谷川部会長は日本使用者代表演説において、ソマビア事務局長が就任後間もなく、ディーセント・ワーク(働きがいのある人間らしい仕事)を提唱し、生産的な雇用の重要性を訴えたことに謝意を表した。そのうえで、10月から事務局長に就任するガイ・ライダー氏に対しては、世界の政労使の声に公平に耳を傾けるよう要請した。そして、以下の4点について注意を喚起した。

  1. (1)経済成長には何が必要か、雇用を生み出す源泉はどこかを正確に認識し、その認識を各国の政労使で共有できる体制づくりが必要。生産的雇用を生み出すのは企業部門であるという事実のもと、ILOの活動が展開されるべき。

  2. (2)「社会的保護の床」を作成する一義的責任は政府にある。しかし、それを支える財源は、企業活動によって生み出される雇用、そして雇用される労働者が支払う社会保険料や税金、さらには企業が負担する社会保険料とさまざまな税金によって賄われる。

  3. (3)一時的に公的部門が若年者に雇用機会を提供する取り組みの例が見られる。それも企業活動の結果として徴収できる税金などが財源になっていることが実態で、公的部門の雇用だけでは、過大な税負担を認める状況が続かない限り、長期的な持続性という観点からは疑問が残る。持続的に若年者の労働市場への参加を図るためには、企業活動の活性化による雇用機会の提供が不可欠。

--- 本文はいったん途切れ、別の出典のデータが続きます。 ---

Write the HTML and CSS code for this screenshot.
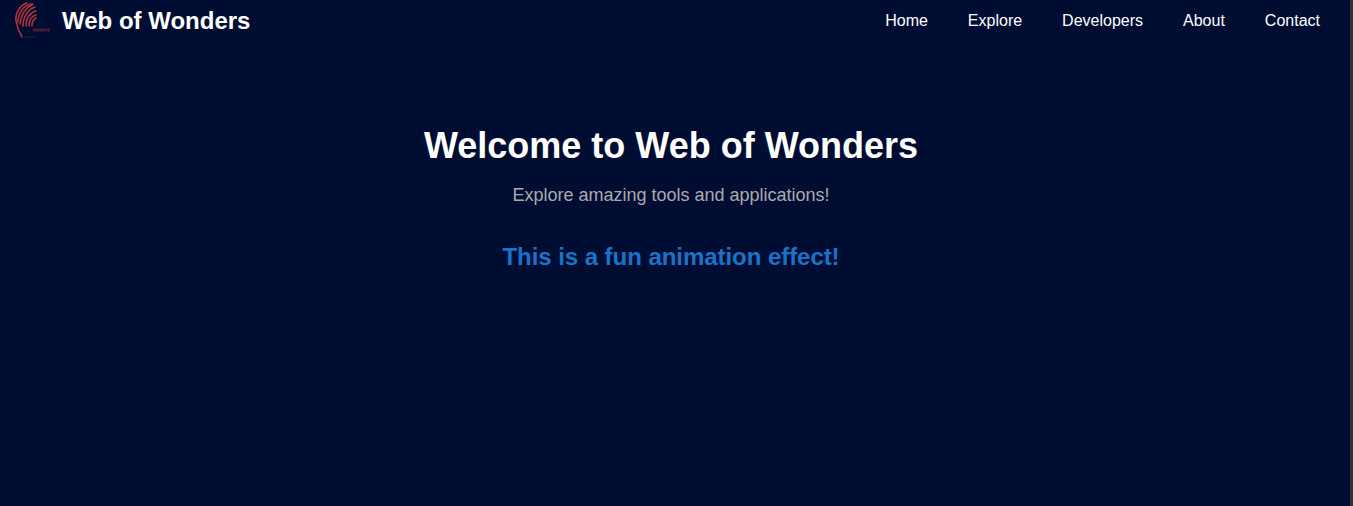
FILE: index.html
```html
<!DOCTYPE html>
<html lang="en">
<head>
<meta charset="utf-8">
<title>Web of Wonders</title>
<link rel="stylesheet" href="styles.css">
</head>
<body>
<div class="page">
  <header class="navbar">
    <div class="brand">
      <svg class="logo" width="36" height="40" viewBox="0 0 36 40" fill="none">
        <g class="feather">
          <path d="M13 2C6 4 1 12 2 20C3 26 5 31 8 36"/>
          <path d="M17 3C10 4 4 12 4 21"/>
          <path d="M19 3C13 6 7 12 6 23"/>
          <path d="M21 6C15 8 9 15 9 25"/>
          <path d="M22 10C17 11 12 16 12 25"/>
          <path d="M22 14C18 15 15 19 15 25"/>
          <path d="M22 17C20 18 18 21 18 25"/>
        </g>
        <path class="mark" d="M19 29H36"/>
        <path class="mark-small" d="M11 36H21"/>
      </svg>
      <span class="brand-name">Web of Wonders</span>
    </div>
    <nav class="links">
      <a href="#">Home</a>
      <a href="#">Explore</a>
      <a href="#">Developers</a>
      <a href="#">About</a>
      <a href="#">Contact</a>
    </nav>
  </header>
  <main class="hero">
    <h1>Welcome to Web of Wonders</h1>
    <p class="sub">Explore amazing tools and applications!</p>
    <p class="fun">This is a fun animation effect!</p>
  </main>
</div>
<div class="scrollbar"></div>
</body>
</html>
```
FILE: styles.css
```css
html, body { margin: 0; height: 100%; overflow: hidden; }
body { display: flex; background: #000d33; color: #fff; font-family: "Liberation Sans", Arial, sans-serif; }
.page { flex: 1; min-width: 0; }
.scrollbar { width: 3px; background: #333; }
.navbar { display: flex; justify-content: space-between; align-items: center; height: 42px; padding: 0 30px 0 14px; }
.brand { display: flex; align-items: center; gap: 12px; }
.logo { display: block; }
.feather { stroke: #b8333a; stroke-width: 1.5; stroke-linecap: round; }
.mark { stroke: #5a2038; stroke-width: 3; stroke-dasharray: 1.6 .5; }
.mark-small { stroke: #33183a; stroke-width: 1.5; stroke-dasharray: 2 1; }
.brand-name { font-size: 24px; font-weight: 700; }
.links { display: flex; gap: 40px; }
.links a { color: #fff; text-decoration: none; font-size: 16px; }
.hero { text-align: center; padding: 83px 8px 0 0; }
h1 { margin: 0; font-size: 36px; line-height: 42px; font-weight: 700; }
.sub { margin: 18px 0 0; font-size: 18px; line-height: 21px; color: #aaa; }
.fun { margin: 37px 0 0; font-size: 24px; line-height: 28px; font-weight: 700; color: #1a73c8; letter-spacing: -0.05px; }
```
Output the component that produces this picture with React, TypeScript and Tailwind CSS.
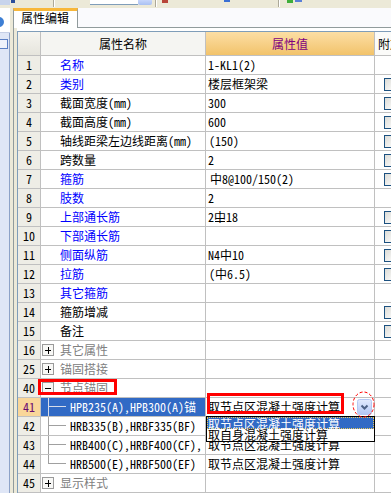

  4. (4)企業活動の活性化の結果である成長の果実をきちんと分配していくためにも、基本的原則と権利が確保されることが重要。この観点から、今次総会で扱われた三つの議題は、それぞれ全く別々なものとしてとらえるのではなく、相互連関があるものととらえ、ILOのなかでも一貫性をもって政策を実行していくことが重要。

ミャンマーのアウン・サン・スーチー氏が特別演説

演説するアウン・サン・スーチー氏(写真提供:ILO)

総会最終日の14日、ミャンマー国民民主連盟のアウン・サン・スーチー党首が特別演説を行い、「政治改革に益する社会と経済の進歩を刺激することによって民主化プロセスを強化するような援助」「雇用創出をもたらす外国直接投資」を呼びかけた。演説の前日には、強制労働条約違反であるとして1999年からミャンマーに課していた技術協力提供や会議参加の制限解除と、来年の総会で強制労働撤廃の進捗状況を点検する決議が採択されている。


なお、総会開催前の5月28日、ILO理事(政府理事28名、使用者側理事14名、労働者側理事14名)による、次期事務局長選挙が行われた。立候補者が9名いたため、過半数獲得者が出るまで6回の投票が行われた。その結果、前ITUC(国際労働組合総連合)事務局長でILO事務局次長のガイ・ライダー氏(英国出身)が30票を獲得して、第10代事務局長に選出された。任期は今年10月から5年間。労働組合出身者がILO事務局長に就任するのは初めて。